Your instructions: Collect from the data below each line with "that".
-------- Materials provided --------
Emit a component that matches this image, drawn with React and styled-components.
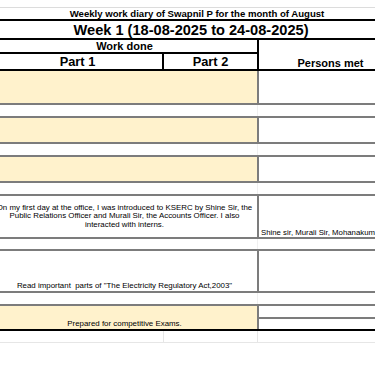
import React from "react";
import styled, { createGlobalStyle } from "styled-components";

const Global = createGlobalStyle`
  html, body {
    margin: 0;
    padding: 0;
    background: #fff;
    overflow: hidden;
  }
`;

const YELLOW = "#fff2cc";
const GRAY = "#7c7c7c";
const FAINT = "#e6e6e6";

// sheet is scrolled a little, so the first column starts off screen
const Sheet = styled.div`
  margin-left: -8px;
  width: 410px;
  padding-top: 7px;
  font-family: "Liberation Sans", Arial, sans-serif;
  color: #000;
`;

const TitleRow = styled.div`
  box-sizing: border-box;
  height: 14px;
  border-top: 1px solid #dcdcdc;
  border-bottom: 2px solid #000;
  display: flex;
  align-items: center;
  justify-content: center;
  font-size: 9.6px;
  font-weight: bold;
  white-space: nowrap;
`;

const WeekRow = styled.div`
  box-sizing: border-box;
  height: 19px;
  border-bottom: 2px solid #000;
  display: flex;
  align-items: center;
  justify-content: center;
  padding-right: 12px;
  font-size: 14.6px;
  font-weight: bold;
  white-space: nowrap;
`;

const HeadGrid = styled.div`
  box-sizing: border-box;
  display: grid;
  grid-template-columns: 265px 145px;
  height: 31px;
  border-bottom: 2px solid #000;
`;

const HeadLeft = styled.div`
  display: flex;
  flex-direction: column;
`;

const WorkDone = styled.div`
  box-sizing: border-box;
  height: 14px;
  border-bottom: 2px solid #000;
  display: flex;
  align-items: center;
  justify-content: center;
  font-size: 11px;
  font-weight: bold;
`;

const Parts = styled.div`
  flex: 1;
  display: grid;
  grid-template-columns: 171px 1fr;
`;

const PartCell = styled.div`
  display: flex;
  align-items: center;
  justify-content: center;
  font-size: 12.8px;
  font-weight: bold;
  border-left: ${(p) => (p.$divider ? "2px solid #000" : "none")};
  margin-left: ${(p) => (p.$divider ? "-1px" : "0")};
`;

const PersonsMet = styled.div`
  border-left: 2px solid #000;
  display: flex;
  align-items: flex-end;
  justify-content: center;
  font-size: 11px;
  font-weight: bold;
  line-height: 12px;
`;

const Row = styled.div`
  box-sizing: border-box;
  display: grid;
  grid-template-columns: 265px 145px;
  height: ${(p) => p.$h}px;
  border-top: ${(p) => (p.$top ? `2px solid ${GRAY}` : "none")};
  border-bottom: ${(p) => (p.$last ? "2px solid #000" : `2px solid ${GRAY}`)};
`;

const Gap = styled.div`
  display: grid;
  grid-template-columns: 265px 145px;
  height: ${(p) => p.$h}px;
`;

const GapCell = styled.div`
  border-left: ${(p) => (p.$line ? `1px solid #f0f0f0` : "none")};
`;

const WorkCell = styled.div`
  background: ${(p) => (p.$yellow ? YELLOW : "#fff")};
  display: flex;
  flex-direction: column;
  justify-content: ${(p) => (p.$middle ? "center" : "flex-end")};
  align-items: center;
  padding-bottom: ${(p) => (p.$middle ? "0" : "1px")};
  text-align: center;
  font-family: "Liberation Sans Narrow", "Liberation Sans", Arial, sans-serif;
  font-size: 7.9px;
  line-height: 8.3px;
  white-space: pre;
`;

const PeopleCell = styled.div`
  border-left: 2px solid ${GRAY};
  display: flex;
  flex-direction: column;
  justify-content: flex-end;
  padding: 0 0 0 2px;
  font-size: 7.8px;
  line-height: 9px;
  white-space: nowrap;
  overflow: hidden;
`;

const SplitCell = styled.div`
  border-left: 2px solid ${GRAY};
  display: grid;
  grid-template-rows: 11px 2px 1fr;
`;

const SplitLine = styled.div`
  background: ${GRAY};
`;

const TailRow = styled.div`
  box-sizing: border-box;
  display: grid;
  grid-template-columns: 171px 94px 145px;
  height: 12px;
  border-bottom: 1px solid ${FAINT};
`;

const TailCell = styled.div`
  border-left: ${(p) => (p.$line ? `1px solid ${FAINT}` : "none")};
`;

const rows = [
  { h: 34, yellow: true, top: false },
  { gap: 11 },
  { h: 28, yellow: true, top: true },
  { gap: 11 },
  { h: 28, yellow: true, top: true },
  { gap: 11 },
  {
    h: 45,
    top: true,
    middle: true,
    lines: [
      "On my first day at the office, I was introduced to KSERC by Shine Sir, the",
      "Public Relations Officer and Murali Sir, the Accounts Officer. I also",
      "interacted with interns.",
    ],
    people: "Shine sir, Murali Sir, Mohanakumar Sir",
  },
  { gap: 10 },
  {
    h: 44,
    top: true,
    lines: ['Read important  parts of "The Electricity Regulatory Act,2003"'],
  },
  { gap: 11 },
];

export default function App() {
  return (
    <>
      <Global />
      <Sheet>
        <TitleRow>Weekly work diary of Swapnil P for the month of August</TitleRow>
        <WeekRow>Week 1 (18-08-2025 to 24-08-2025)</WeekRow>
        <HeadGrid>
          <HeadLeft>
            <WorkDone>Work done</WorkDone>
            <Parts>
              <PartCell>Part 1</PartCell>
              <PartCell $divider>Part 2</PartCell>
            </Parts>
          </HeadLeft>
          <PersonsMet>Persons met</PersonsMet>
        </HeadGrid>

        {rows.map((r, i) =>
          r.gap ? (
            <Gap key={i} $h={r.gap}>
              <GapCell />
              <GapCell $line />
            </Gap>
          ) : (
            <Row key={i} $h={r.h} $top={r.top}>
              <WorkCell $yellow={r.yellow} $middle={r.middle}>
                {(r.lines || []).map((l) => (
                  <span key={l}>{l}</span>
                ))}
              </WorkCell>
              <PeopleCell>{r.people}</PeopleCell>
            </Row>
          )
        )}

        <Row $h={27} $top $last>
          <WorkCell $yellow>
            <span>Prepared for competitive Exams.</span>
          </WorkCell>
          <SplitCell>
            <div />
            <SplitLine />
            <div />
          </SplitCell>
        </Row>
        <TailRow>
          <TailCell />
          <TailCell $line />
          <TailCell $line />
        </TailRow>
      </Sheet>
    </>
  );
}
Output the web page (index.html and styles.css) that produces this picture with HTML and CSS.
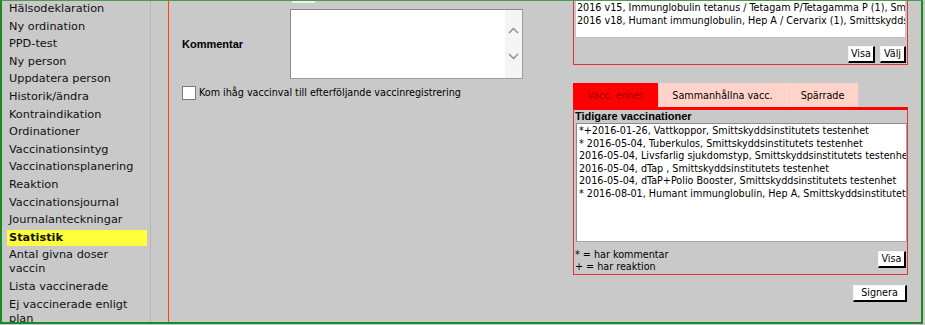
--------
Completed exercise:
Emit a component that matches this image, drawn with React and styled-components.
Output the web page (index.html and styles.css) that produces this picture with HTML and CSS.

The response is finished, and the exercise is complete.